1. Field of the Invention
This invention relates to glasses and fibers for laser applications and more specifically to Thulium-doped heavy metal oxide glasses for near 2 μm lasers with high quantum efficiency.
2. Description of the Related Art
2 μm lasers are highly transmissive in air, relatively eye-safe, and highly absorptive in many natural substances such as organic tissue and water. Applications such as LIDAR, range finder, materials processing, and biomedical require low cost, robust and efficient 2 μm, e.g. typically 1.7-2.1 μm, lasers. As used herein the term “2 μm” laser refers to laser emission across the range of 1.7-2.1 μm.
Most 2 μm Thulium doped lasers use a crystalline host material. Crystalline materials exhibit good mechanical strength and chemical durability and through a phenomenon known as “cross-relaxation” exhibit high quantum efficiency.

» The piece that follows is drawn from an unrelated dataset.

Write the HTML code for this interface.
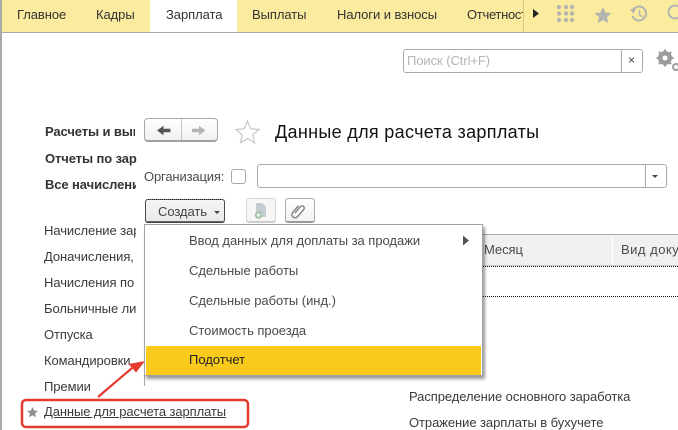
<!DOCTYPE html>
<html lang="ru"><head><meta charset="utf-8"><style>
html,body{margin:0;padding:0;background:#fff}
body{width:678px;height:430px;overflow:hidden;position:relative;font-family:"Liberation Sans",Arial,sans-serif;font-size:13px;color:#4b4b4b;letter-spacing:-.07px}
.t{position:absolute;white-space:nowrap;line-height:14px}
.box{position:absolute;box-sizing:border-box;border:1px solid #a9a9a9;border-radius:3px;background:#fff}
.tab{position:absolute;top:8px;line-height:14px;color:#333;white-space:nowrap}
.side{color:#3a3a3a}
.b{font-weight:bold;color:#333;letter-spacing:-.1px}
.m{position:absolute;left:189px;color:#4a4a4a;line-height:14px;white-space:nowrap;letter-spacing:-.03px}
</style></head><body>
<!-- top bar -->
<div style="position:absolute;left:0;top:0;width:678px;height:32px;background:#fbeb9e;border-bottom:1px solid #a9a9a9"></div>
<div style="position:absolute;left:150px;top:0;width:87px;height:32px;background:#fff"></div>
<div style="position:absolute;left:0;top:0;width:2px;height:430px;background:#a9a9a9"></div>
<div class="tab" style="left:17px">Главное</div>
<div class="tab" style="left:96px">Кадры</div>
<div class="tab" style="left:166px">Зарплата</div>
<div class="tab" style="left:252px">Выплаты</div>
<div class="tab" style="left:337px">Налоги и взносы</div>
<div class="tab" style="left:467px;width:56px;overflow:hidden;letter-spacing:-.3px">Отчетность</div>
<div style="position:absolute;left:523px;top:0;width:1px;height:32px;background:#d6c77f"></div>
<svg style="position:absolute;left:0;top:0" width="678" height="80" viewBox="0 0 678 80">
<path d="M533 9l6 4.500-6 4.500z" fill="#222"/>
<g fill="#b5b5b0"><circle cx="559" cy="7" r="2.200"/><circle cx="566" cy="7" r="2.200"/><circle cx="572" cy="7" r="2.200"/><circle cx="559" cy="13.500" r="2.200"/><circle cx="566" cy="13.500" r="2.200"/><circle cx="572" cy="13.500" r="2.200"/><circle cx="559" cy="20" r="2.200"/><circle cx="566" cy="20" r="2.200"/><circle cx="572" cy="20" r="2.200"/></g>
<path d="M603 7l2.500 5.500 6 .6-4.500 4 1.300 6-5.300-3.100-5.300 3.100 1.300-6-4.500-4 6-.6z" fill="#b5b5b0"/>
<path d="M633 10a7 7 0 1 1-.5 6" fill="none" stroke="#b5b5b0" stroke-width="2"/><path d="M630 9l6 .5-3 4z" fill="#b5b5b0"/><path d="M639.500 10v5l3.500 2" fill="none" stroke="#b5b5b0" stroke-width="1.500"/>
<circle cx="675" cy="12" r="6.500" fill="none" stroke="#b5b5b0" stroke-width="2"/>
<g fill="none" stroke="#9c9c9c"><circle cx="665" cy="58" r="5" stroke-width="4"/><path d="M665 49.500v17M656.500 58h17M659 52l12 12M671 52l-12 12" stroke-width="2.200"/></g>
<circle cx="665" cy="58" r="2.500" fill="#fff"/>
<circle cx="676" cy="67" r="3" fill="none" stroke="#9c9c9c" stroke-width="2"/>
</svg>
<!-- search -->
<div class="box" style="left:403px;top:49px;width:240px;height:24px"></div>
<div style="position:absolute;left:621px;top:50px;width:1px;height:22px;background:#a9a9a9"></div>
<div class="t" style="left:407px;top:54px;color:#b4b4b4">Поиск (Ctrl+F)</div>
<div class="t" style="left:628px;top:53px;color:#444;font-size:12px">×</div>
<!-- left -->
<div class="t b" style="left:45px;top:125px;width:90px;overflow:hidden">Расчеты и выплаты</div>
<div class="t b" style="left:45px;top:152px;width:92px;overflow:hidden">Отчеты по зарплате</div>
<div class="t b" style="left:45px;top:178px;width:91px;overflow:hidden">Все начисления</div>
<div class="t side" style="left:44px;top:224px;width:92px;overflow:hidden">Начисление зарплаты</div>
<div class="t side" style="left:44px;top:250px;width:92px;overflow:hidden">Доначисления,</div>
<div class="t side" style="left:44px;top:276px;width:92px;overflow:hidden">Начисления по</div>
<div class="t side" style="left:44px;top:302px;width:92px;overflow:hidden">Больничные листы</div>
<div class="t side" style="left:44px;top:328px">Отпуска</div>
<div class="t side" style="left:44px;top:354px;width:92px;overflow:hidden">Командировки</div>
<div class="t side" style="left:44px;top:380px">Премии</div>
<!-- nav buttons -->
<div style="position:absolute;left:144px;top:118px;width:74px;height:24px;box-sizing:border-box;border:1px solid #a9a9a9;border-bottom:2px solid #a0a0a0;border-radius:4px;background:linear-gradient(#fff,#f1f1f1)"></div>
<div style="position:absolute;left:181px;top:119px;width:1px;height:21px;background:#c4c4c4"></div>
<svg style="position:absolute;left:130px;top:110px" width="230" height="130" viewBox="0 0 230 130">
<path d="M27 20.500l6.500-4.700v3h7v3.400h-7v3z" fill="#555"/>
<path d="M75.500 20.500l-6.500-4.700v3h-7v3.400h7v3z" fill="#b5b5b5"/>
<path d="M117.500 11l3.300 7.800 8.200.7-6.300 5.400 1.900 8-7.100-4.300-7.100 4.300 1.900-8-6.300-5.400 8.200-.7z" fill="#fff" stroke="#c2c8cc" stroke-width="1.200"/>
</svg>
<div class="t" style="left:275px;top:122px;font-size:18px;line-height:20px;color:#111;letter-spacing:.32px">Данные для расчета зарплаты</div>
<div class="t" style="left:144px;top:170px;letter-spacing:-.15px">Организация:</div>
<div class="box" style="left:231px;top:169px;width:15px;height:15px"></div>
<div class="box" style="left:257px;top:164px;width:410px;height:24px"></div>
<div style="position:absolute;left:645px;top:165px;width:1px;height:22px;background:#a9a9a9"></div>
<svg style="position:absolute;left:650px;top:172px" width="10" height="8"><path d="M2 3h6l-3 3z" fill="#444"/></svg>
<!-- create -->
<div style="position:absolute;left:145px;top:199px;width:80px;height:24px;box-sizing:border-box;border:1px solid #777;border-bottom:2px solid #666;border-radius:3px;background:linear-gradient(#f6f6f6,#e8e8e8);outline:1px dotted #222;outline-offset:-1px"></div>
<div class="t" style="left:158px;top:205px;color:#444">Создать</div>
<svg style="position:absolute;left:212px;top:209px" width="10" height="8"><path d="M2 2h6l-3 3z" fill="#444"/></svg>
<div style="position:absolute;left:246px;top:198px;width:30px;height:25px;box-sizing:border-box;border:1px solid #d4d4d4;border-bottom:2px solid #ccc;border-radius:3px;background:#f6f6f6"></div>
<div style="position:absolute;left:285px;top:198px;width:30px;height:25px;box-sizing:border-box;border:1px solid #aaa;border-bottom:2px solid #999;border-radius:3px;background:linear-gradient(#fff,#f2f2f2)"></div>
<svg style="position:absolute;left:246px;top:198px" width="70" height="25" viewBox="0 0 70 25">
<path d="M10 5h6l4 4v10H10z" fill="#c4ccd1"/><circle cx="12.500" cy="17" r="3.800" fill="#a3c4a9"/><path d="M10.500 17h4M12.500 15v4" stroke="#fff"/>
<path d="M49 15l5.500-6.500a2.200 2.200 0 0 1 3.300 2.900l-6.500 7.500a3.200 3.200 0 0 1-4.800-4.200l6-7" fill="none" stroke="#777" stroke-width="1.300"/>
</svg>
<!-- table -->
<div style="position:absolute;left:144px;top:234px;width:534px;height:32px;box-sizing:border-box;background:#f0f0f0;border-top:1px solid #a9a9a9;border-bottom:1px solid #c9c9c9"></div>
<div style="position:absolute;left:612px;top:235px;width:1px;height:30px;background:#fff"></div>
<div class="t" style="left:484px;top:243px">Месяц</div>
<div class="t" style="left:621px;top:243px;letter-spacing:.5px">Вид докум</div>
<div style="position:absolute;left:144px;top:266px;width:534px;border-top:1px dotted #111"></div>
<div style="position:absolute;left:144px;top:296px;width:534px;border-top:1px dotted #111"></div>
<div style="position:absolute;left:144px;top:266px;width:1px;height:120px;background:#a9a9a9"></div>
<div class="t side" style="left:409px;top:390px">Распределение основного заработка</div>
<div class="t side" style="left:409px;top:416px">Отражение зарплаты в бухучете</div>
<!-- menu -->
<div style="position:absolute;left:144px;top:224px;width:339px;height:152px;box-sizing:border-box;background:#fff;border:1px solid #a3a3a3;box-shadow:2px 3px 3px rgba(0,0,0,.4)"></div>
<div style="position:absolute;left:146px;top:346px;width:335px;height:29px;background:#f9ca1c"></div>
<div class="m" style="top:234px">Ввод данных для доплаты за продажи</div>
<svg style="position:absolute;left:462px;top:235px" width="8" height="11"><path d="M1 .5l6 5-6 5z" fill="#555"/></svg>
<div class="m" style="top:264px">Сдельные работы</div>
<div class="m" style="top:294px">Сдельные работы (инд.)</div>
<div class="m" style="top:324px">Стоимость проезда</div>
<div class="m" style="top:353px;color:#222">Подотчет</div>
<!-- highlight -->
<svg style="position:absolute;left:0;top:340px" width="260" height="90" viewBox="0 0 260 90">
<path d="M32.500 67l1.600 3.500 3.900.4-2.900 2.500.9 3.800-3.500-2-3.500 2 .9-3.800-2.900-2.500 3.900-.4z" fill="#8f8f8f"/>
<rect x="22" y="60" width="226" height="27" rx="4" fill="none" stroke="#e53a2f" stroke-width="2.500"/>
<path d="M98 57l34-29" stroke="#e53a2f" stroke-width="2.200"/><path d="M145 21l-16.500 3 7.500 8.500z" fill="#e53a2f"/>
</svg>
<div class="t" style="left:44px;top:405px;color:#3a3a3a;text-decoration:underline;letter-spacing:-.1px">Данные для расчета зарплаты</div>
</body></html>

Unfortunately crystalline materials are expensive and cannot be pulled into fibers, hence can only be used for free space solid-state lasers.

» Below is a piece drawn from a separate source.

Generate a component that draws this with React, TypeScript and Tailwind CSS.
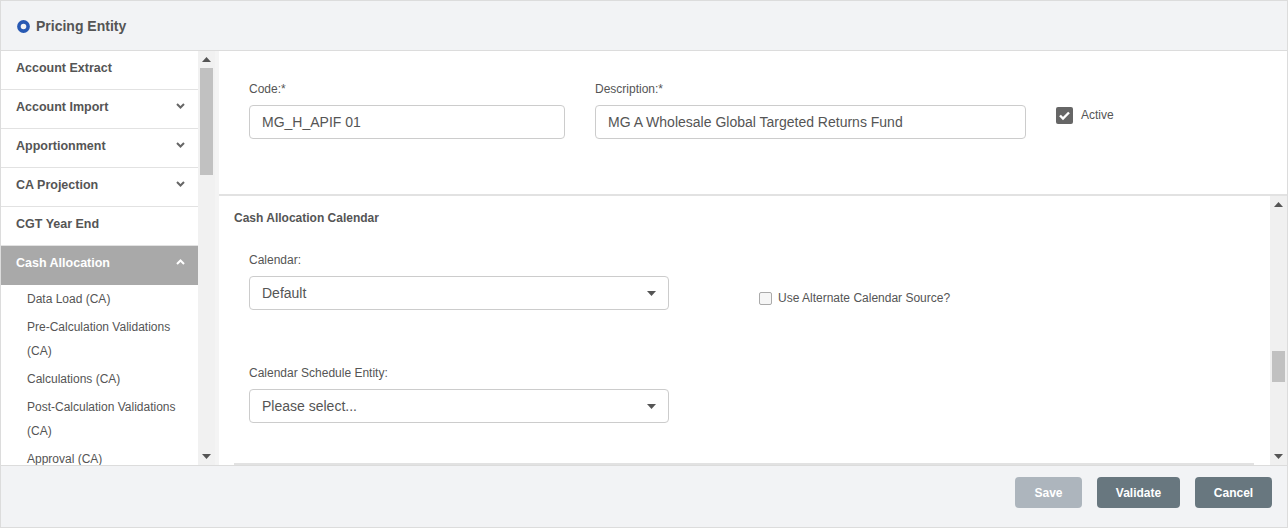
import React from "react";

const Chevron = ({ up = false, color = "#666" }: { up?: boolean; color?: string }) => (
  <svg width="9" height="6" viewBox="0 0 9 6" className="block">
    <path
      d={up ? "M1 5 L4.5 1.5 L8 5" : "M1 1 L4.5 4.5 L8 1"}
      fill="none"
      stroke={color}
      strokeWidth="2"
    />
  </svg>
);

const Caret = ({ up = false, color = "#555" }: { up?: boolean; color?: string }) => (
  <svg width="9" height="5" viewBox="0 0 9 5" className="block">
    <path d={up ? "M0 5 L4.5 0 L9 5 Z" : "M0 0 L9 0 L4.5 5 Z"} fill={color} />
  </svg>
);

const navItems = [
  { label: "Account Extract", chevron: false },
  { label: "Account Import", chevron: true },
  { label: "Apportionment", chevron: true },
  { label: "CA Projection", chevron: true },
  { label: "CGT Year End", chevron: false },
];

const subItems = [
  "Data Load (CA)",
  "Pre-Calculation Validations (CA)",
  "Calculations (CA)",
  "Post-Calculation Validations (CA)",
  "Approval (CA)",
];

export default function App() {
  return (
    <div
      className="w-[1288px] h-[528px] border border-[#dcdcdc] flex flex-col bg-white overflow-hidden"
      style={{ fontFamily: '"Liberation Sans", Arial, sans-serif' }}
    >
      {/* Header */}
      <div className="h-[50px] shrink-0 bg-[#f2f3f5] border-b border-[#dcdcdc] flex items-center pl-[16px] pt-[1px]">
        <svg width="13" height="13" viewBox="0 0 13 13" className="mr-[6px]">
          <circle cx="6.5" cy="6.5" r="4.6" fill="none" stroke="#2859b3" strokeWidth="3.6" />
        </svg>
        <span className="text-[14px] font-bold text-[#555] leading-none">Pricing Entity</span>
      </div>

      {/* Body */}
      <div className="flex flex-1 min-h-0">
        {/* Sidebar */}
        <div className="w-[218px] shrink-0 flex">
          <div className="w-[197px] overflow-hidden flex flex-col">
            {navItems.map((it) => (
              <div
                key={it.label}
                className="h-[39px] shrink-0 border-b border-[#e2e2e2] flex items-start justify-between pl-[15px] pr-[13px] pt-[9px]"
              >
                <span className="text-[12.5px] font-bold text-[#555] leading-[16px]">{it.label}</span>
                {it.chevron && (
                  <span className="pt-[4px]">
                    <Chevron />
                  </span>
                )}
              </div>
            ))}
            <div className="h-[39px] shrink-0 bg-[#a9a9a9] flex items-start justify-between pl-[15px] pr-[13px] pt-[9px]">
              <span className="text-[12.5px] font-bold text-white leading-[16px]">Cash Allocation</span>
              <span className="pt-[4px]">
                <Chevron up color="#fff" />
              </span>
            </div>
            <div className="flex flex-col gap-[4px] pt-[2px] pl-[26px] pr-[4px]">
              {subItems.map((s) => (
                <div key={s} className="text-[12px] text-[#555] leading-[24px]">
                  {s}
                </div>
              ))}
            </div>
          </div>
          <div className="w-[17px] shrink-0 bg-[#f1f1f1] flex flex-col items-center">
            <div className="h-[17px] flex items-center justify-center">
              <Caret up />
            </div>
            <div className="w-[13px] h-[107px] bg-[#c1c1c1]" />
            <div className="flex-1" />
            <div className="h-[17px] flex items-center justify-center">
              <Caret />
            </div>
          </div>
          <div className="w-[4px] shrink-0 bg-[#f4f4f4]" />
        </div>

        {/* Main */}
        <div className="flex-1 flex flex-col min-w-0">
          <div className="h-[145px] shrink-0 border-b-2 border-[#e2e2e2] flex items-start pl-[30px] pt-[31px]">
            <div className="w-[316px] mr-[30px]">
              <div className="text-[12px] text-[#555] leading-[14px]">Code:*</div>
              <div className="mt-[9px] h-[34px] border border-[#ccc] rounded-[4px] flex items-center px-[12px] text-[14px] text-[#555]">
                MG_H_APIF 01
              </div>
            </div>
            <div className="w-[431px] mr-[30px]">
              <div className="text-[12px] text-[#555] leading-[14px]">Description:*</div>
              <div className="mt-[9px] h-[34px] border border-[#ccc] rounded-[4px] flex items-center px-[12px] text-[14px] text-[#555]">
                MG A Wholesale Global Targeted Returns Fund
              </div>
            </div>
            <div className="flex items-center mt-[24px]">
              <svg width="17" height="17" viewBox="0 0 17 17">
                <rect x="0" y="0" width="17" height="17" rx="2" fill="#666" />
                <path d="M4 8.5 L7 11.5 L13 5.5" fill="none" stroke="#fff" strokeWidth="2.4" />
              </svg>
              <span className="ml-[8px] text-[12px] text-[#555]">Active</span>
            </div>
          </div>

          <div className="flex-1 flex min-h-0">
            <div className="flex-1 pl-[15px] pr-[15px] pt-[15px] flex flex-col">
              <div className="text-[12px] font-bold text-[#555] leading-[14px]">Cash Allocation Calendar</div>
              <div className="flex items-start pl-[15px] mt-[28px]">
                <div className="w-[420px]">
                  <div className="text-[12px] text-[#555] leading-[14px]">Calendar:</div>
                  <div className="mt-[9px] h-[34px] border border-[#ccc] rounded-[4px] flex items-center justify-between pl-[12px] pr-[12px] text-[14px] text-[#555]">
                    <span>Default</span>
                    <Caret />
                  </div>
                </div>
                <div className="ml-[90px] mt-[36px] flex items-center">
                  <span className="w-[13px] h-[13px] border border-[#aaa] rounded-[2px] bg-[#f6f6f6]" />
                  <span className="ml-[6px] text-[12px] text-[#555]">Use Alternate Calendar Source?</span>
                </div>
              </div>
              <div className="pl-[15px] mt-[56px] w-[435px]">
                <div className="text-[12px] text-[#555] leading-[14px]">Calendar Schedule Entity:</div>
                <div className="mt-[9px] h-[34px] border border-[#ccc] rounded-[4px] flex items-center justify-between pl-[12px] pr-[12px] text-[14px] text-[#555]">
                  <span>Please select...</span>
                  <Caret />
                </div>
              </div>
              <div className="mt-[40px] h-[2px] bg-[#e2e2e2] mr-[1px]" />
            </div>
            <div className="w-[17px] shrink-0 bg-[#f0f0f0] flex flex-col items-center">
              <div className="h-[17px] flex items-center justify-center">
                <Caret up />
              </div>
              <div className="h-[138px]" />
              <div className="w-[13px] h-[31px] bg-[#c1c1c1]" />
              <div className="flex-1" />
              <div className="h-[17px] flex items-center justify-center">
                <Caret />
              </div>
            </div>
          </div>
        </div>
      </div>

      {/* Footer */}
      <div className="h-[62px] shrink-0 bg-[#f2f3f5] border-t border-[#dcdcdc] flex items-start justify-end gap-[15px] pr-[15px] pt-[11px]">
        <button className="w-[67px] h-[31px] rounded-[4px] bg-[#adb5bd] text-white text-[12px] font-bold">Save</button>
        <button className="w-[83px] h-[31px] rounded-[4px] bg-[#68777f] text-white text-[12px] font-bold">Validate</button>
        <button className="w-[77px] h-[31px] rounded-[4px] bg-[#68777f] text-white text-[12px] font-bold">Cancel</button>
      </div>
    </div>
  );
}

Glass hosts, namely silica and fluoride glass, which can be pulled into fiber, have been developed for 2 μm fiber lasers. Unfortunately, neither glass is a good host for Thulium doped laser applications. Silica glass has high phonon energy, approximately 1100 cm−1, and can only support limited doping concentrations, and thus exhibits poor quantum efficiency. Although fluoride exhibits low phonon energy of about 700 cm−1 and accept high rare-earth doping concentrations, fluoride glass is physically weak and chemically not durable, which limits the output power of the laser and seriously restricts practical application.